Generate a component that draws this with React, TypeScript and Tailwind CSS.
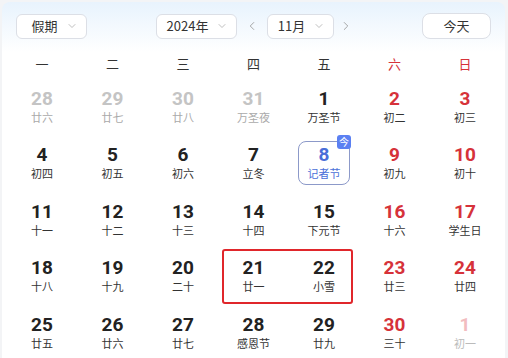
import { ChevronDown, ChevronLeft, ChevronRight } from "lucide-react";

type Day = { n: number; sub: string; muted?: boolean; red?: boolean; today?: boolean };

const weekdays = ["一", "二", "三", "四", "五", "六", "日"];

const rows: Day[][] = [
  [
    { n: 28, sub: "廿六", muted: true },
    { n: 29, sub: "廿七", muted: true },
    { n: 30, sub: "廿八", muted: true },
    { n: 31, sub: "万圣夜", muted: true },
    { n: 1, sub: "万圣节" },
    { n: 2, sub: "初二", red: true },
    { n: 3, sub: "初三", red: true },
  ],
  [
    { n: 4, sub: "初四" },
    { n: 5, sub: "初五" },
    { n: 6, sub: "初六" },
    { n: 7, sub: "立冬" },
    { n: 8, sub: "记者节", today: true },
    { n: 9, sub: "初九", red: true },
    { n: 10, sub: "初十", red: true },
  ],
  [
    { n: 11, sub: "十一" },
    { n: 12, sub: "十二" },
    { n: 13, sub: "十三" },
    { n: 14, sub: "十四" },
    { n: 15, sub: "下元节" },
    { n: 16, sub: "十六", red: true },
    { n: 17, sub: "学生日", red: true },
  ],
  [
    { n: 18, sub: "十八" },
    { n: 19, sub: "十九" },
    { n: 20, sub: "二十" },
    { n: 21, sub: "廿一" },
    { n: 22, sub: "小雪" },
    { n: 23, sub: "廿三", red: true },
    { n: 24, sub: "廿四", red: true },
  ],
  [
    { n: 25, sub: "廿五" },
    { n: 26, sub: "廿六" },
    { n: 27, sub: "廿七" },
    { n: 28, sub: "感恩节" },
    { n: 29, sub: "廿九" },
    { n: 30, sub: "三十", red: true },
    { n: 1, sub: "初一", red: true, muted: true },
  ],
];

function Select({ label, width, textPad }: { label: string; width: string; textPad: string }) {
  return (
    <div className={`flex items-center h-[25px] ${width} ${textPad} bg-white border border-[#dcdfe6] rounded-md text-[13px] text-[#333]`}>
      <span className="flex-1 text-center">{label}</span>
      <ChevronDown className="h-3 w-3 text-[#aaa] mr-[8px]" strokeWidth={1.5} />
    </div>
  );
}

function Cell({ d }: { d: Day }) {
  let numColor = "text-[#222]";
  let subColor = "text-[#333]";
  if (d.muted && d.red) {
    numColor = "text-[#f2bcc0]";
    subColor = "text-[#bbb]";
  } else if (d.muted) {
    numColor = "text-[#c4c4c4]";
    subColor = "text-[#aaa]";
  } else if (d.red) {
    numColor = "text-[#d6323a]";
  }
  if (d.today) {
    return (
      <div className="h-[56.5px] flex items-center justify-center">
        <div className="relative w-[52px] h-[44px] border-[1.5px] border-[#8c99c9] rounded-lg flex flex-col items-center justify-center">
          <span className="text-[19px] leading-[19px] font-bold text-[#4a6fd8] font-['Roboto',sans-serif]">{d.n}</span>
          <span className="mt-[2px] text-[11px] leading-[14px] text-[#4a6fd8]">{d.sub}</span>
          <span className="absolute -top-[7px] -right-[2px] w-[14px] h-[14px] rounded-[3px] bg-[#5b80f2] text-white text-[10px] leading-[14px] text-center">今</span>
        </div>
      </div>
    );
  }
  return (
    <div className="h-[56.5px] flex flex-col items-center justify-center">
      <span className={`text-[19px] leading-[19px] font-bold font-['Roboto',sans-serif] ${numColor}`}>{d.n}</span>
      <span className={`mt-[2px] text-[11px] leading-[14px] ${subColor}`}>{d.sub}</span>
    </div>
  );
}

export default function App() {
  return (
    <div className="w-[508px] h-[358px] bg-[#f3f4f6] pt-[2px] pl-[2px] pr-[3px] overflow-hidden font-['Noto_Sans_CJK_SC',sans-serif]">
      <div className="h-[360px] rounded-t-lg bg-gradient-to-b from-[#e8f3fd] via-white via-[14%] to-white">
        {/* Header */}
        <div className="flex items-center pt-[11px] pl-[14px] pr-[14px]">
          <Select label="假期" width="w-[71px]" textPad="pl-[6px]" />
          <div className="ml-[69px]">
            <Select label="2024年" width="w-[81px]" textPad="pl-[2px]" />
          </div>
          <ChevronLeft className="ml-[8px] h-[14px] w-[14px] text-[#999]" strokeWidth={1.5} />
          <div className="ml-[8px]">
            <Select label="11月" width="w-[67px]" textPad="pl-[2px]" />
          </div>
          <ChevronRight className="ml-[5px] h-[14px] w-[14px] text-[#999]" strokeWidth={1.5} />
          <button className="ml-auto h-[26px] w-[69px] bg-white border border-[#dcdfe6] rounded-lg text-[13px] text-[#333]">今天</button>
        </div>

        <div className="px-[4.75px]">
          {/* Weekdays */}
          <div className="grid grid-cols-7 mt-[11px] h-[27px] items-center">
            {weekdays.map((w, i) => (
              <div key={w} className={`text-center text-[13px] ${i >= 5 ? "text-[#d6323a]" : "text-[#333]"}`}>{w}</div>
            ))}
          </div>

          {/* Days */}
          <div className="relative mt-[1px]">
            {rows.map((r, ri) => (
              <div key={ri} className="grid grid-cols-7">
                {r.map((d, di) => (
                  <Cell key={di} d={d} />
                ))}
              </div>
            ))}
            <div className="absolute left-[215px] top-[171px] w-[131px] h-[55px] border-2 border-[#e0262b] rounded-[3px]" />
          </div>
        </div>
      </div>
    </div>
  );
}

* _SET PROBLEM_
Copy out all the data exactly; skip the pictures.

* _OUTPUT FOR THIS EXERCISE_
Generate a component that draws this with React, TypeScript and Tailwind CSS.
import { ChevronDown, ChevronLeft, ChevronRight } from "lucide-react";

type Day = { n: number; sub: string; muted?: boolean; red?: boolean; today?: boolean };

const weekdays = ["一", "二", "三", "四", "五", "六", "日"];

const rows: Day[][] = [
  [
    { n: 28, sub: "廿六", muted: true },
    { n: 29, sub: "廿七", muted: true },
    { n: 30, sub: "廿八", muted: true },
    { n: 31, sub: "万圣夜", muted: true },
    { n: 1, sub: "万圣节" },
    { n: 2, sub: "初二", red: true },
    { n: 3, sub: "初三", red: true },
  ],
  [
    { n: 4, sub: "初四" },
    { n: 5, sub: "初五" },
    { n: 6, sub: "初六" },
    { n: 7, sub: "立冬" },
    { n: 8, sub: "记者节", today: true },
    { n: 9, sub: "初九", red: true },
    { n: 10, sub: "初十", red: true },
  ],
  [
    { n: 11, sub: "十一" },
    { n: 12, sub: "十二" },
    { n: 13, sub: "十三" },
    { n: 14, sub: "十四" },
    { n: 15, sub: "下元节" },
    { n: 16, sub: "十六", red: true },
    { n: 17, sub: "学生日", red: true },
  ],
  [
    { n: 18, sub: "十八" },
    { n: 19, sub: "十九" },
    { n: 20, sub: "二十" },
    { n: 21, sub: "廿一" },
    { n: 22, sub: "小雪" },
    { n: 23, sub: "廿三", red: true },
    { n: 24, sub: "廿四", red: true },
  ],
  [
    { n: 25, sub: "廿五" },
    { n: 26, sub: "廿六" },
    { n: 27, sub: "廿七" },
    { n: 28, sub: "感恩节" },
    { n: 29, sub: "廿九" },
    { n: 30, sub: "三十", red: true },
    { n: 1, sub: "初一", red: true, muted: true },
  ],
];

function Select({ label, width, textPad }: { label: string; width: string; textPad: string }) {
  return (
    <div className={`flex items-center h-[25px] ${width} ${textPad} bg-white border border-[#dcdfe6] rounded-md text-[13px] text-[#333]`}>
      <span className="flex-1 text-center">{label}</span>
      <ChevronDown className="h-3 w-3 text-[#aaa] mr-[8px]" strokeWidth={1.5} />
    </div>
  );
}

function Cell({ d }: { d: Day }) {
  let numColor = "text-[#222]";
  let subColor = "text-[#333]";
  if (d.muted && d.red) {
    numColor = "text-[#f2bcc0]";
    subColor = "text-[#bbb]";
  } else if (d.muted) {
    numColor = "text-[#c4c4c4]";
    subColor = "text-[#aaa]";
  } else if (d.red) {
    numColor = "text-[#d6323a]";
  }
  if (d.today) {
    return (
      <div className="h-[56.5px] flex items-center justify-center">
        <div className="relative w-[52px] h-[44px] border-[1.5px] border-[#8c99c9] rounded-lg flex flex-col items-center justify-center">
          <span className="text-[19px] leading-[19px] font-bold text-[#4a6fd8] font-['Roboto',sans-serif]">{d.n}</span>
          <span className="mt-[2px] text-[11px] leading-[14px] text-[#4a6fd8]">{d.sub}</span>
          <span className="absolute -top-[7px] -right-[2px] w-[14px] h-[14px] rounded-[3px] bg-[#5b80f2] text-white text-[10px] leading-[14px] text-center">今</span>
        </div>
      </div>
    );
  }
  return (
    <div className="h-[56.5px] flex flex-col items-center justify-center">
      <span className={`text-[19px] leading-[19px] font-bold font-['Roboto',sans-serif] ${numColor}`}>{d.n}</span>
      <span className={`mt-[2px] text-[11px] leading-[14px] ${subColor}`}>{d.sub}</span>
    </div>
  );
}

export default function App() {
  return (
    <div className="w-[508px] h-[358px] bg-[#f3f4f6] pt-[2px] pl-[2px] pr-[3px] overflow-hidden font-['Noto_Sans_CJK_SC',sans-serif]">
      <div className="h-[360px] rounded-t-lg bg-gradient-to-b from-[#e8f3fd] via-white via-[14%] to-white">
        {/* Header */}
        <div className="flex items-center pt-[11px] pl-[14px] pr-[14px]">
          <Select label="假期" width="w-[71px]" textPad="pl-[6px]" />
          <div className="ml-[69px]">
            <Select label="2024年" width="w-[81px]" textPad="pl-[2px]" />
          </div>
          <ChevronLeft className="ml-[8px] h-[14px] w-[14px] text-[#999]" strokeWidth={1.5} />
          <div className="ml-[8px]">
            <Select label="11月" width="w-[67px]" textPad="pl-[2px]" />
          </div>
          <ChevronRight className="ml-[5px] h-[14px] w-[14px] text-[#999]" strokeWidth={1.5} />
          <button className="ml-auto h-[26px] w-[69px] bg-white border border-[#dcdfe6] rounded-lg text-[13px] text-[#333]">今天</button>
        </div>

        <div className="px-[4.75px]">
          {/* Weekdays */}
          <div className="grid grid-cols-7 mt-[11px] h-[27px] items-center">
            {weekdays.map((w, i) => (
              <div key={w} className={`text-center text-[13px] ${i >= 5 ? "text-[#d6323a]" : "text-[#333]"}`}>{w}</div>
            ))}
          </div>

          {/* Days */}
          <div className="relative mt-[1px]">
            {rows.map((r, ri) => (
              <div key={ri} className="grid grid-cols-7">
                {r.map((d, di) => (
                  <Cell key={di} d={d} />
                ))}
              </div>
            ))}
            <div className="absolute left-[215px] top-[171px] w-[131px] h-[55px] border-2 border-[#e0262b] rounded-[3px]" />
          </div>
        </div>
      </div>
    </div>
  );
}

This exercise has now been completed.